Портрет напоминал о героической наготе классических статуй и рисунков на вазах. Древние греки представляли своих богов и героев без одежд; тем самым они отличали их от людей: Сократа изображали в плаще, Ахилл и Гектор сражались нагими. Но героическая открытость земного человека на портрете была в то же время героической неприкрытостью, идеальной незащищенностью. Ничто не укрыто от ударов, даже от глаз. Нет никакой преграды между ним и миром, уязвимость плоти сделана зримой, едва ли не осязаемой. "Всякая плоть как сено", восклицал некогда библейский пророк.
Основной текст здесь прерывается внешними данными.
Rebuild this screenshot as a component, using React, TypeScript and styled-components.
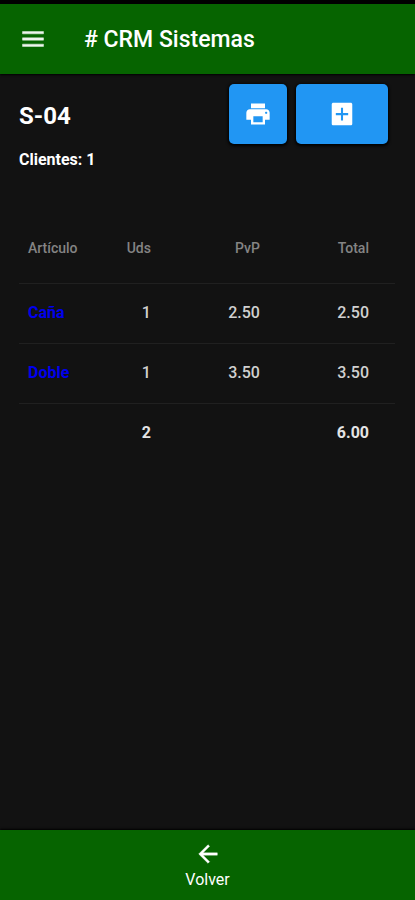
import React from "react";
import styled, { createGlobalStyle } from "styled-components";

const GlobalStyle = createGlobalStyle`
  *, *::before, *::after { box-sizing: border-box; }
  body {
    margin: 0;
    background: #121212;
    color: #fff;
    font-family: Roboto, "Liberation Sans", sans-serif;
  }
`;

const Screen = styled.div`
  min-height: 100vh;
  display: flex;
  flex-direction: column;
  border-top: 4px solid #000;
`;

const AppBar = styled.header`
  display: flex;
  align-items: center;
  gap: 37px;
  height: 70px;
  padding: 0 19px;
  background: #066400;
  box-shadow: 0 1px 2px #000;
`;

const MenuButton = styled.button`
  display: flex;
  padding: 0;
  border: 0;
  background: none;
  color: #eef5ee;
  cursor: pointer;
`;

const AppTitle = styled.h1`
  margin: 0;
  font-size: 23px;
  line-height: 33px;
  font-weight: 500;
  white-space: nowrap;
`;

const Main = styled.main`
  flex: 1;
  padding: 10px 20px 0 19px;
`;

const Summary = styled.section`
  display: flex;
  justify-content: space-between;
  align-items: flex-start;
  padding-right: 7px;
`;

const TableName = styled.h2`
  margin: 16px 0 0;
  font-size: 24px;
  line-height: 32px;
  font-weight: 700;
`;

const Guests = styled.p`
  margin: 16px 0 0;
  font-size: 16px;
  line-height: 24px;
  font-weight: 700;
`;

const Actions = styled.div`
  display: flex;
  gap: 9px;
`;

const ActionButton = styled.button<{ $width: number }>`
  display: flex;
  align-items: center;
  justify-content: center;
  width: ${({ $width }) => $width}px;
  height: 60px;
  padding: 0;
  border: 0;
  border-radius: 5px;
  background: #2196f3;
  color: #fff;
  box-shadow: 0 1px 3px 1px #000;
  cursor: pointer;
`;

const OrderTable = styled.table`
  width: 100%;
  margin-top: 42px;
  border-collapse: collapse;
  table-layout: fixed;
`;

const Col = styled.col<{ $share: number }>`
  width: ${({ $share }) => $share}%;
`;

const Row = styled.tr`
  height: 60px;
  border-top: 1px solid #202020;
`;

const HeadRow = styled.tr`
  height: 69px;
`;

const HeadCell = styled.th<{ $start?: boolean }>`
  padding: 0 26px 0 9px;
  font-size: 14px;
  line-height: 20px;
  font-weight: 500;
  color: #848484;
  text-align: ${({ $start }) => ($start ? "left" : "right")};
  white-space: nowrap;
`;

const Cell = styled.td<{ $start?: boolean; $strong?: boolean }>`
  padding: 0 26px 0 9px;
  font-size: 16px;
  line-height: 24px;
  font-weight: ${({ $strong }) => ($strong ? 700 : 500)};
  color: ${({ $strong }) => ($strong ? "#e4e4e4" : "#d0d0d0")};
  text-align: ${({ $start }) => ($start ? "left" : "right")};
  white-space: nowrap;
`;

const ArticleLink = styled.a`
  color: #0000ee;
  font-weight: 700;
  text-decoration: none;
`;

const BottomBar = styled.nav`
  display: flex;
  justify-content: center;
  height: 70px;
  background: #066400;
  box-shadow: 0 -1px 2px #000;
`;

const BackButton = styled.button`
  display: flex;
  flex-direction: column;
  align-items: center;
  padding: 10px 16px 8px;
  border: 0;
  background: none;
  color: #fff;
  font-family: inherit;
  font-size: 16px;
  line-height: 24px;
  cursor: pointer;
`;

const Icon = ({ d, size, weight = 0 }: { d: string; size: number; weight?: number }) => (
  <svg
    width={size}
    height={size}
    viewBox="0 0 24 24"
    fill="currentColor"
    stroke="currentColor"
    strokeWidth={weight}
    aria-hidden="true"
  >
    <path d={d} />
  </svg>
);

const icons = {
  menu: "M3 18.400h18v-2H3v2zm0-5.400h18v-2H3v2zm0-7.400v2h18v-2H3z",
  print:
    "M19 8H5c-1.660 0-3 1.340-3 3v6h4v4h12v-4h4v-6c0-1.660-1.340-3-3-3zm-3 11H8v-5h8v5zm3-7c-.55 0-1-.45-1-1s.45-1 1-1 1 .45 1 1-.45 1-1 1zm-1-9H6v4h12V3z",
  addBox:
    "M19.400 2.300H4.600c-.8 0-1.400.6-1.400 1.400v16.600c0 .8.6 1.400 1.400 1.400h14.800c.8 0 1.400-.6 1.400-1.400V3.700c0-.8-.6-1.400-1.400-1.400zM17.300 13h-4.400v4.600h-1.800V13H6.700v-1.800h4.400V6.600h1.800v4.600h4.400V13z",
  back: "M20 11H7.830l5.590-5.590L12 4l-8 8 8 8 1.410-1.410L7.830 13H20v-2z",
};

const lines = [
  { name: "Caña", units: 1, price: 2.5 },
  { name: "Doble", units: 1, price: 3.5 },
];

const totalUnits = lines.reduce((sum, line) => sum + line.units, 0);
const totalPrice = lines.reduce((sum, line) => sum + line.units * line.price, 0);

export default function App() {
  return (
    <>
      <GlobalStyle />
      <Screen>
        <AppBar>
          <MenuButton type="button" aria-label="Menú">
            <Icon d={icons.menu} size={28} weight={0.4} />
          </MenuButton>
          <AppTitle># CRM Sistemas</AppTitle>
        </AppBar>
        <Main>
          <Summary>
            <div>
              <TableName>S-04</TableName>
              <Guests>Clientes: 1</Guests>
            </div>
            <Actions>
              <ActionButton type="button" $width={58} aria-label="Imprimir">
                <Icon d={icons.print} size={28} />
              </ActionButton>
              <ActionButton type="button" $width={92} aria-label="Añadir">
                <Icon d={icons.addBox} size={28} />
              </ActionButton>
            </Actions>
          </Summary>
          <OrderTable>
            <colgroup>
              <Col $share={24} />
              <Col $share={18} />
              <Col $share={29} />
              <Col $share={29} />
            </colgroup>
            <thead>
              <HeadRow>
                <HeadCell scope="col" $start>Artículo</HeadCell>
                <HeadCell scope="col">Uds</HeadCell>
                <HeadCell scope="col">PvP</HeadCell>
                <HeadCell scope="col">Total</HeadCell>
              </HeadRow>
            </thead>
            <tbody>
              {lines.map((line) => (
                <Row key={line.name}>
                  <Cell $start>
                    <ArticleLink href="#">{line.name}</ArticleLink>
                  </Cell>
                  <Cell>{line.units}</Cell>
                  <Cell>{line.price.toFixed(2)}</Cell>
                  <Cell>{(line.units * line.price).toFixed(2)}</Cell>
                </Row>
              ))}
            </tbody>
            <tfoot>
              <Row>
                <Cell />
                <Cell $strong>{totalUnits}</Cell>
                <Cell />
                <Cell $strong>{totalPrice.toFixed(2)}</Cell>
              </Row>
            </tfoot>
          </OrderTable>
        </Main>
        <BottomBar>
          <BackButton type="button">
            <Icon d={icons.back} size={28} weight={0.3} />
            Volver
          </BackButton>
        </BottomBar>
      </Screen>
    </>
  );
}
Тут было нечто от польского романтического жеста, неотличимого и неотделимого от подлинной жизни - когда не только зал "ждет полной гибели, всерьез", но и актер готов, и гибнет он по-настоящему, как осужденные на смерть на древнеримском театре; так в 1939 году польская конница шла на танки.
Право же, в своей простоте это был патетический образ, вскрик.
Профессиональный рефлекс: я наклонился, чтобы прочесть подпись автора. Я прочел фамилию Председателя, который некогда водил меня к Михалу. Да нет, не может быть, фамилия заурядная, распространенная; я повернулся к Веславе - и она поняла вопрос прежде, чем было спрошено.
- Это он, - сказал Славка.
*
Вот оно что. Все бросил, ушел в оппозицию, в подполье. Так, может быть, Председатель и тогда … Может, он не важным функционером хотел быть, не ради власти держался в своем кресле, дипломатничал, хитрил, интриговал, а затем только, чтобы защитить трудно отвоеванную и хрупкую свободу, которой обладало, нам на зависть, польское искусство?
Или ему просто опротивело это все?
Интонация моралиста мне дается с трудом, но себе-то я могу сказать: не суди поспешно, да и вообще, суди пореже - не затем, что не судим будешь, а бескорыстно, ради истины, просто потому, что человек бесконечен. Ну, если не каждый, то крупный - уж точно.